COLLECTED MATERIAL
# # #
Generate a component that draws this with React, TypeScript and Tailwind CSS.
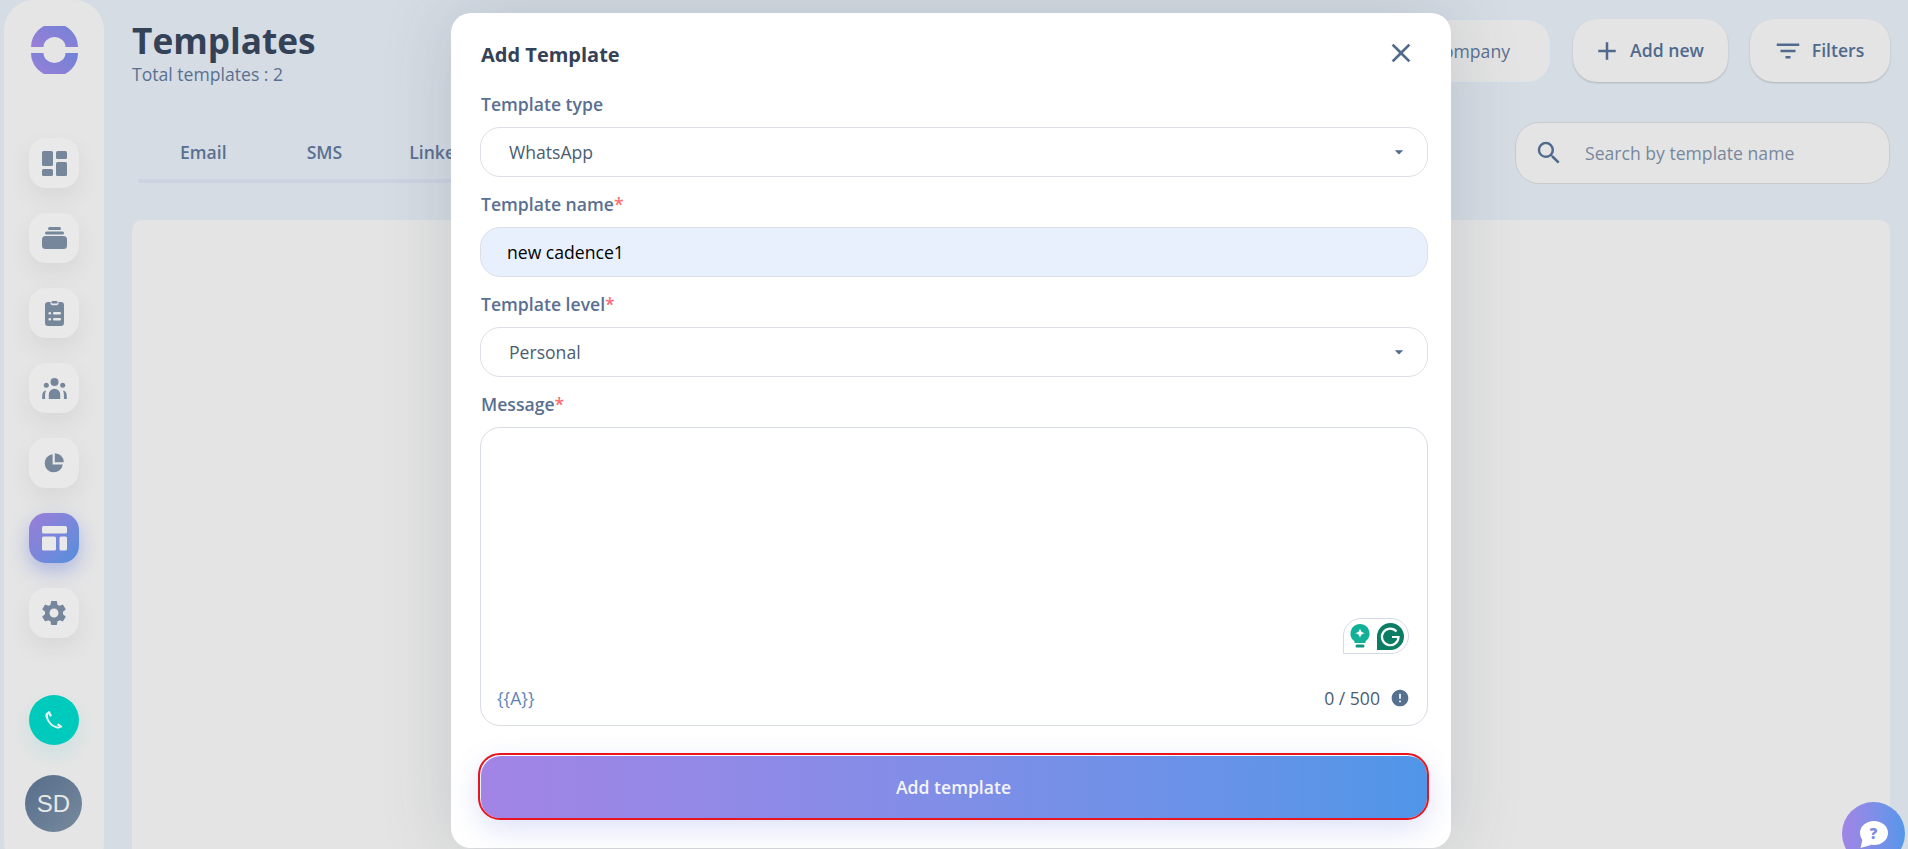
import React from "react";
import { MdAdd, MdArrowDropDown, MdClose, MdFilterList, MdSearch, MdSettings, MdError } from "react-icons/md";

const navBtn = "flex h-[50px] w-[50px] items-center justify-center rounded-[17px] bg-[#e9e9e9] shadow-[0_10px_20px_rgba(120,120,120,0.12)]";
const ic = "#76879b";

function Dash() {
  return (
    <svg width="25" height="25" viewBox="0 0 25 25" fill={ic}>
      <rect x="0" y="0" width="11" height="15" rx="1.5" />
      <rect x="14" y="0" width="11" height="8" rx="1.5" />
      <rect x="0" y="18" width="11" height="7" rx="1.5" />
      <rect x="14" y="11" width="11" height="14" rx="1.5" />
    </svg>
  );
}
function Stack() {
  return (
    <svg width="25" height="22" viewBox="0 0 25 22" fill={ic}>
      <rect x="6" y="0" width="13" height="3" rx="1.5" />
      <rect x="3" y="4.5" width="19" height="3" rx="1.5" />
      <rect x="0" y="9" width="25" height="13" rx="3.5" />
    </svg>
  );
}
function Clip() {
  return (
    <svg width="19" height="25" viewBox="0 0 19 25">
      <path fill={ic} d="M3 1h2.500v1.200a2 2 0 0 0 2 2h4a2 2 0 0 0 2-2V1H16a3 3 0 0 1 3 3v18a3 3 0 0 1-3 3H3a3 3 0 0 1-3-3V4a3 3 0 0 1 3-3z" />
      <rect x="6.500" y="0" width="6" height="2.400" rx="1.200" fill={ic} />
      <rect x="3.500" y="11" width="2.600" height="2.400" rx="1.200" fill="#e9e9e9" />
      <rect x="8" y="11" width="8" height="2.400" rx="1.200" fill="#e9e9e9" />
      <rect x="3.500" y="17" width="2.600" height="2.400" rx="1.200" fill="#e9e9e9" />
      <rect x="8" y="17" width="8" height="2.400" rx="1.200" fill="#e9e9e9" />
    </svg>
  );
}
function People() {
  return (
    <svg width="25" height="21" viewBox="0 0 25 21" fill={ic}>
      <circle cx="12.500" cy="4" r="4" />
      <circle cx="4.300" cy="7.200" r="2.500" />
      <circle cx="20.700" cy="7.200" r="2.500" />
      <path d="M6.800 21v-4.500a5.700 5.700 0 0 1 11.400 0V21z" />
      <path d="M0.200 21v-3.200c0-3 1.400-5 3.900-5.200-.7 1.200-1 2.600-1 4.200V21z" />
      <path d="M24.800 21v-3.200c0-3-1.400-5-3.900-5.200.7 1.200 1 2.600 1 4.200V21z" />
    </svg>
  );
}
function Pie() {
  return (
    <svg width="20" height="20" viewBox="0 0 20 20" fill={ic}>
      <path d="M8.600 1.200A9.100 9.100 0 1 0 18.800 11.400H8.600z" />
      <path d="M10.800 0.200A9 9 0 0 1 19.800 9.200h-9z" />
    </svg>
  );
}
function Layout() {
  return (
    <svg width="25" height="25" viewBox="0 0 25 25" fill="#e9e9e9">
      <rect x="0" y="0" width="25" height="7.500" rx="1.500" />
      <rect x="0" y="10.500" width="14" height="14" rx="1.500" />
      <rect x="17.500" y="10.500" width="7.500" height="14" rx="1.500" />
    </svg>
  );
}
function Phone() {
  return (
    <svg width="18" height="18" viewBox="0 0 18 18" fill="#e9f4f2">
      <path d="M3.600 0.600 1.700 1.800C.6 2.600.2 3.800.5 5.200c.7 3 2.200 5.800 4.400 8 2 2 4.400 3.500 7.300 4.200 1.400.3 2.800-.1 3.600-1.200l-1.200-1.100c-.5.5-1.300.7-2.200.5-2.500-.7-4.600-1.900-6.300-3.700C4.300 10 3 7.700 2.900 5.300c-.2-.9 0-1.700.7-2.300l1.500-.9z" />
      <path d="M2.500 1.100 4.500.1 7 4.400 5 5.900z" />
      <path d="M12 14.300 13.400 12.300 17.400 15.500 16 17.100z" />
    </svg>
  );
}
function Help() {
  return (
    <div className="absolute left-[1842px] top-[802px] flex h-[63px] w-[63px] items-start justify-center rounded-full bg-gradient-to-r from-[#a084e6] to-[#5297ea]">
      <div className="relative mt-[19px] flex h-[24px] w-[28px] items-center justify-center rounded-[50%] bg-white text-[15px] leading-none font-extrabold text-[#7f8ae6]">
        ?
        <svg className="absolute left-0 top-[16px]" width="12" height="12" viewBox="0 0 12 12" fill="#fff">
          <path d="M3 0 L0.500 11 L11 8z" />
        </svg>
      </div>
    </div>
  );
}
function Grammarly() {
  return (
    <div className="absolute bottom-[71px] right-[18px] flex h-[36px] w-[66px] items-center justify-end gap-[7px] rounded-tl-[18px] rounded-r-[18px] border border-[#d6dae6] bg-white pr-[4px]">
      <svg width="20" height="24" viewBox="0 0 20 24">
        <path fill="#12b096" d="M10 0a9.500 9.500 0 0 1 5.500 17.200V19H4.500v-1.800A9.500 9.500 0 0 1 10 0z" />
        <path fill="#fff" d="M10 4.500c.6 2.900 1.800 4.100 4.700 4.700-2.900.6-4.100 1.800-4.700 4.700-.6-2.900-1.800-4.100-4.700-4.700C8.200 8.600 9.400 7.400 10 4.500z" />
        <rect x="5.500" y="20.500" width="9" height="3" rx="1.500" fill="#0d9680" />
      </svg>
      <svg width="27" height="27" viewBox="0 0 27 27">
        <path fill="#0a7d64" d="M13.500 0A13.500 13.500 0 0 1 13.500 27H0V13.500A13.500 13.500 0 0 1 13.500 0z" />
        <path fill="none" stroke="#fff" strokeWidth="2.200" d="M19.500 8.500A8.300 8.300 0 1 0 21.500 14h-6.500" />
      </svg>
    </div>
  );
}
function Label({ text, req }: { text: string; req?: boolean }) {
  return (
    <div className="ml-[1px] h-[22px] text-[17.6px] leading-[22px] font-semibold text-[#5a7090]">
      {text}
      {req && <span className="text-[#ff6b73]">*</span>}
    </div>
  );
}
function Select({ value }: { value: string }) {
  return (
    <div className="flex h-[50px] items-center justify-between rounded-[20px] border border-[#dcdfe5] bg-white pl-[28px] pr-[18px] text-[17.6px] text-[#4b5c72]">
      <span>{value}</span>
      <MdArrowDropDown size={20} color="#4f6a8c" />
    </div>
  );
}

export default function App() {
  return (
    <div className="relative flex h-[849px] w-full overflow-hidden bg-[#d5dce4] font-['Open_Sans',sans-serif]">
      <aside className="ml-[4px] flex h-[872px] w-[100px] shrink-0 flex-col items-center rounded-[30px] bg-[#e5e5e5] pt-[26px]">
        <svg width="47" height="48" viewBox="0 0 47 48">
          <defs>
            <linearGradient id="lg" x1="0" y1="1" x2="1" y2="0">
              <stop offset="0" stopColor="#9b7ed8" />
              <stop offset="1" stopColor="#6f83d6" />
            </linearGradient>
          </defs>
          <path fill="url(#lg)" d="M0 21A23.500 23.500 0 0 1 47 21H34.500A11 10 0 0 0 12.500 21z" />
          <path fill="url(#lg)" d="M0 27A23.500 23.500 0 0 0 47 27H34.500A11 10 0 0 1 12.500 27z" />
        </svg>
        <nav className="mt-[64px] flex flex-col gap-[25px]">
          <div className={navBtn}><Dash /></div>
          <div className={navBtn}><Stack /></div>
          <div className={navBtn}><Clip /></div>
          <div className={navBtn}><People /></div>
          <div className={navBtn}><Pie /></div>
          <div className="flex h-[50px] w-[50px] items-center justify-center rounded-[17px] bg-gradient-to-br from-[#9a7cd8] to-[#4f8fdc] shadow-[0_8px_20px_rgba(90,110,220,0.4)]"><Layout /></div>
          <div className={navBtn}><MdSettings size={30} color={ic} /></div>
        </nav>
        <div className="mt-[57px] flex h-[50px] w-[50px] items-center justify-center rounded-full bg-[#00cabb] shadow-[0_10px_20px_rgba(0,202,187,0.12)]"><Phone /></div>
        <div className="mt-[30px] -ml-[1px] flex h-[57px] w-[57px] items-center justify-center rounded-full bg-gradient-to-br from-[#566d8a] to-[#778a9e] font-['Liberation_Sans',sans-serif] text-[24px] text-[#e8e8e8]">SD</div>
      </aside>

      <main className="ml-[28px] flex min-w-0 flex-1 flex-col pr-[18px]">
        <div className="flex h-[122px] items-start justify-between pt-[19px]">
          <div>
            <h1 className="text-[35.2px] leading-[42px] font-bold text-[#344258]">Templates</h1>
            <p className="mt-[1px] text-[17.6px] leading-[24px] text-[#5a7090]">Total templates : 2</p>
          </div>
          <div className="flex items-start gap-[22px]">
            <div className="flex h-[64px] w-[150px] items-center justify-end rounded-[24px] border border-[#cfdcea] bg-[#e4e4e4] pr-[40px] text-[17.6px] text-[#5a7090]">Company</div>
            <div className="flex h-[63px] w-[155px] items-center justify-center gap-[8px] rounded-[24px] bg-[#e4e4e4] pr-[5px] text-[17.6px] font-semibold text-[#4f6a8c] shadow-[0_1px_2px_rgba(0,0,0,0.18)]">
              <MdAdd size={30} />Add new
            </div>
            <div className="flex h-[63px] w-[140px] items-center justify-center gap-[9px] rounded-[24px] bg-[#e4e4e4] pr-[3px] text-[17.6px] font-semibold text-[#4f6a8c] shadow-[0_1px_2px_rgba(0,0,0,0.18)]">
              <MdFilterList size={30} />Filters
            </div>
          </div>
        </div>
        <div className="flex h-[98px] items-start justify-between">
          <div className="ml-[6px] w-[900px]">
            <div className="flex h-[57px] items-center pt-[4px] text-[17.6px] font-semibold text-[#5a7090]">
              <span className="ml-[42px]">Email</span>
              <span className="ml-[80px]">SMS</span>
              <span className="ml-[67px]">LinkedIn</span>
              <span className="ml-[67px]">WhatsApp</span>
            </div>
            <div className="h-[4px] rounded-full bg-[#cdd3e2]"></div>
          </div>
          <div className="flex h-[62px] w-[375px] items-center rounded-[24px] border border-[#c9cbcf] bg-[#e4e4e4] pl-[18px]">
            <MdSearch size={30} color="#4f6a8c" />
            <span className="ml-[21px] text-[17.6px] text-[#77889c]">Search by template name</span>
          </div>
        </div>
        <div className="flex-1 rounded-t-[10px] bg-[#e4e4e4]"></div>
      </main>

      <Help />

      <div className="absolute left-[451px] top-[13px] flex h-[835px] w-[1000px] flex-col rounded-[20px] bg-white pl-[29px] pr-[23px] pt-[25px] shadow-[0_0_70px_rgba(60,70,90,0.18)]">
        <div className="flex h-[34px] items-center justify-between">
          <h2 className="ml-[1px] text-[20px] font-bold text-[#344258]">Add Template</h2>
          <MdClose size={32} color="#4f6a8c" className="-mt-[4px] mr-[11px]" />
        </div>
        <div className="mt-[21px] flex flex-col">
          <div className="flex flex-col gap-[12px]">
            <Label text="Template type" />
            <Select value="WhatsApp" />
          </div>
          <div className="mt-[16px] flex flex-col gap-[12px]">
            <Label text="Template name" req />
            <div className="flex h-[50px] items-center rounded-[20px] border border-[#dcdfe5] bg-[#e8f0fe] pl-[26px] text-[17.6px] text-black">new cadence1</div>
          </div>
          <div className="mt-[16px] flex flex-col gap-[12px]">
            <Label text="Template level" req />
            <Select value="Personal" />
          </div>
          <div className="mt-[16px] flex flex-col gap-[12px]">
            <Label text="Message" req />
            <div className="relative flex h-[299px] items-end justify-between rounded-[20px] border border-[#d8dce4] bg-white pb-[14px] pl-[16px] pr-[17px] text-[17.6px]">
              <span className="text-[#5f86b8]">{"{{A}}"}</span>
              <span className="flex items-center gap-[10px] text-[#4b5c72]">
                0 / 500
                <MdError size={20} color="#56708f" />
              </span>
              <Grammarly />
            </div>
          </div>
        </div>
        <div className="mt-[29px] mr-[1px] flex h-[63px] items-center justify-center rounded-[20px] bg-gradient-to-r from-[#a284e6] to-[#4f96e8] pt-[1px] text-[17.6px] font-semibold text-[#f4f4fb] shadow-[inset_1px_1px_0_#fff,0_10px_30px_rgba(90,110,220,0.22)] outline-2 outline-[#e8141f]">
          Add template
        </div>
      </div>
    </div>
  );
}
# # #
EXERCISE INSTRUCTIONS
Pictures stay out. Repeat only the lines from the beginning of the data through the line that has "MdSearch, MdSettings, MdError".

REPLY
Generate a component that draws this with React, TypeScript and Tailwind CSS.
import React from "react";
import { MdAdd, MdArrowDropDown, MdClose, MdFilterList, MdSearch, MdSettings, MdError } from "react-icons/md";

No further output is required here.